Review by Alyx Jones
Edited by Sam Hughes
Developer: Dontnod Entertainment
Composer: Jonathan Morali
Audio Lead: Sébastien Gaillard
Audio Artist: Frédéric Devanlay (Big Wheels Studio)
Sound Design: Louis Martin, Yannick Tassin
Voice Actors: Hannah Telle, Ashly Burch, Nik Shriner, Dani Knights, Carlos Luna
Reviewed on: Playstation 4
Disclaimer: This review contains some hints towards the game’s narrative direction. Not full on spoilers, but proceed at your own risk!
Life is Strange, is a five part, episodic game series that follows Maxine Caulfield (Hannah Telle) as she discovers an unusual talent…the ability to rewind time. It is a heavily story driven game, that focuses on the importance of player decisions and the consequences associated with being able to go back in time and choose again. Puzzle solving is also another mechanic, used frequently throughout the game. Players can interact with a great deal of settings and objects in each part of the story to inform their decision making process. As a player, we are regularly reminded to “choose wisely”.
The developers have been praised for having the courage to deal with taboo subjects, as the game progresses through an emotionally charged storyline. Exploring the butterfly effect and Chaos theory, draws to an intense climax as we try to prevent the negative side effects of our choices.
As a game set in the teenage, high school life of Blackwell Academy, there is a fair amount of licensed music (Sparklehorse, alt-j, Mogwai) used as diegetic music eg. on stereos in students rooms, through speakers on campus/at parties, and even on our own iPod we listen to, as we walk through the school corridors at the beginning of the game. The soundtrack actually rides an interesting line between diegetic and non-diegetic as the music crosses over from a tinny sound from our earbuds, to an all present opening credits theme by Syd Matters (Jonathan Morali).
Indie-folk is the genre of choice for the majority of the game, with acoustic guitars being a focal instrument. Even within Max’s own dorm room we are able to pick up and play her acoustic guitar to our hearts content. Jonathan Morali provides the core soundtrack for the game, with help from his band Syd Matters. It’s a gentle, sensitive and folky feel, that guides us through the twists and turns we face as a misfit photographer, trying to get by in Arcadia Bay.
The sound design is really key in building the world around us.
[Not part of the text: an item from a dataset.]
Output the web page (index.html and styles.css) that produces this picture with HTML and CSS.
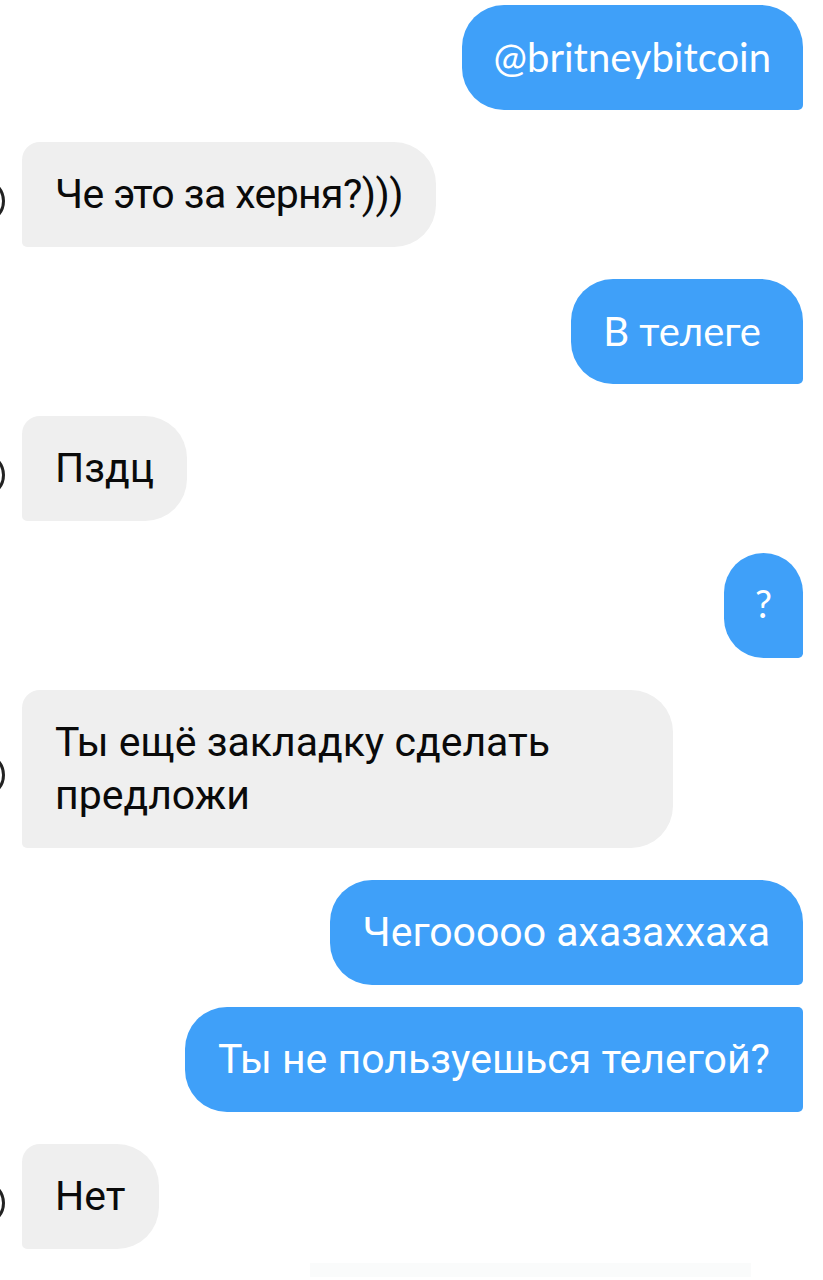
FILE: index.html
```html
<!DOCTYPE html>
<html lang="ru">

<head>
  <meta charset="UTF-8" />
  <title>Direct</title>
  <link rel="stylesheet" href="styles.css">
</head>

<body>
  <div class="chat">
    <div class="row sent">
      <div class="bubble alt">@britneybitcoin</div>
    </div>

    <div class="row received">
      <div class="avatar"></div>
      <div class="bubble tight">Че это за херня?)))</div>
    </div>

    <div class="row sent">
      <div class="bubble alt roomy">В телеге</div>
    </div>

    <div class="row received">
      <div class="avatar"></div>
      <div class="bubble">Пздц</div>
    </div>

    <div class="row sent">
      <div class="bubble alt small">?</div>
    </div>

    <div class="row received">
      <div class="avatar"></div>
      <div class="bubble wide">Ты ещё закладку сделать предложи</div>
    </div>

    <div class="row sent">
      <div class="bubble">Чегоoooo ахазаххаха</div>
    </div>

    <div class="row sent grouped">
      <div class="bubble">Ты не пользуешься телегой?</div>
    </div>

    <div class="row received">
      <div class="avatar"></div>
      <div class="bubble">Нет</div>
    </div>

    <div class="composer"></div>
  </div>
</body>

</html>
```

FILE: styles.css
```css
body {
  margin: 0;
  background-color: white;
  font-family: Roboto, "Liberation Sans", sans-serif;
  overflow: hidden;
}

.chat {
  display: flex;
  flex-direction: column;
  padding: 5px 20px 0 0;
}

.row {
  display: flex;
  align-items: center;
  margin-bottom: 32px;
}

.row.sent {
  justify-content: flex-end;
}

.row.grouped {
  margin-top: -10px;
}

.bubble {
  box-sizing: border-box;
  padding: 26px 33px;
  font-size: 41px;
  line-height: 53px;
  white-space: nowrap;
}

.bubble.tight {
  letter-spacing: -0.6px;
}

.bubble.wide {
  width: 651px;
  white-space: normal;
}

.received .bubble {
  background-color: #efefef;
  color: #0a0a0a;
  border-radius: 18px 42px 42px 5px;
}

.sent .bubble {
  background-color: #3fa0f9;
  color: white;
  border-radius: 42px 42px 5px 42px;
}

.sent.grouped .bubble {
  border-radius: 42px 5px 5px 42px;
}

.bubble.alt {
  font-family: Lato, "Noto Sans", sans-serif;
  font-size: 40px;
  padding: 26px 32px;
}

.bubble.roomy {
  padding-right: 42px;
}

.bubble.small {
  padding: 24px 31px 28px;
  font-size: 38px;
}

.avatar {
  width: 40px;
  height: 40px;
  margin: 12px 17px 0 -41px;
  border: 3px solid #222;
  border-radius: 50%;
}

.composer {
  height: 14px;
  margin: -18px 52px 0 310px;
  background-color: #fafbfb;
}
```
Nature plays a really important part in a lot of the storyline, as we can interact with animals such as squirrels and deer to build character relationships, as well as the fact the story is centred around various freak weather incidents, that progress in severity as we journey on through the game. With the power to rewind time, also comes the sonic implications. As we backtrack in time, there is often a superhero-like whoosh as well as a filtered down version of current events being played backwards and faster. In Episode 5, we find ourselves lost and accidentally stumbling across alternate realities, one of which is our high school, completely in reverse. It is a very powerful audio mechanic, to play speech and music in reverse, it aids in unnerving us and creating a high level of tension, whereby we are eager to escape this uncomfortable reflection of our world. Added to this, is the effect that when we rewind time, we can actually try to make out what people are saying.
Fans did criticise the voice acting in early chapters, because some of the slang used wasn’t felt to be a realistic representation of how teenagers spoke, such as Chloe’s (Ashly Burch) use of the word “Hella”. There were also issues with characters lip syncing issues, even some bugs in the final episode where characters were talking but their faces didn’t move. However, mostly the voice acting is really well done. It’s really central in creating believable characters in such a story driven game and by the end of the game, it’s hard not to feel an affinity with Max and Chloe, even though they start out as polar opposites. The hipster girl and the “hella” rebel.
Overall, this really is an incredible game with some really interesting uses of audio in line with the rewind game mechanic. Morali’s soundtrack is perfect for the high school setting and the use of licensed music was completely appropriate to settings such as The Vortex Club parties, and when reality starts to fall apart to give the atmosphere a necessary change. If you haven’t played this game yet, you seriously need to. Rewind time and get a copy on release day!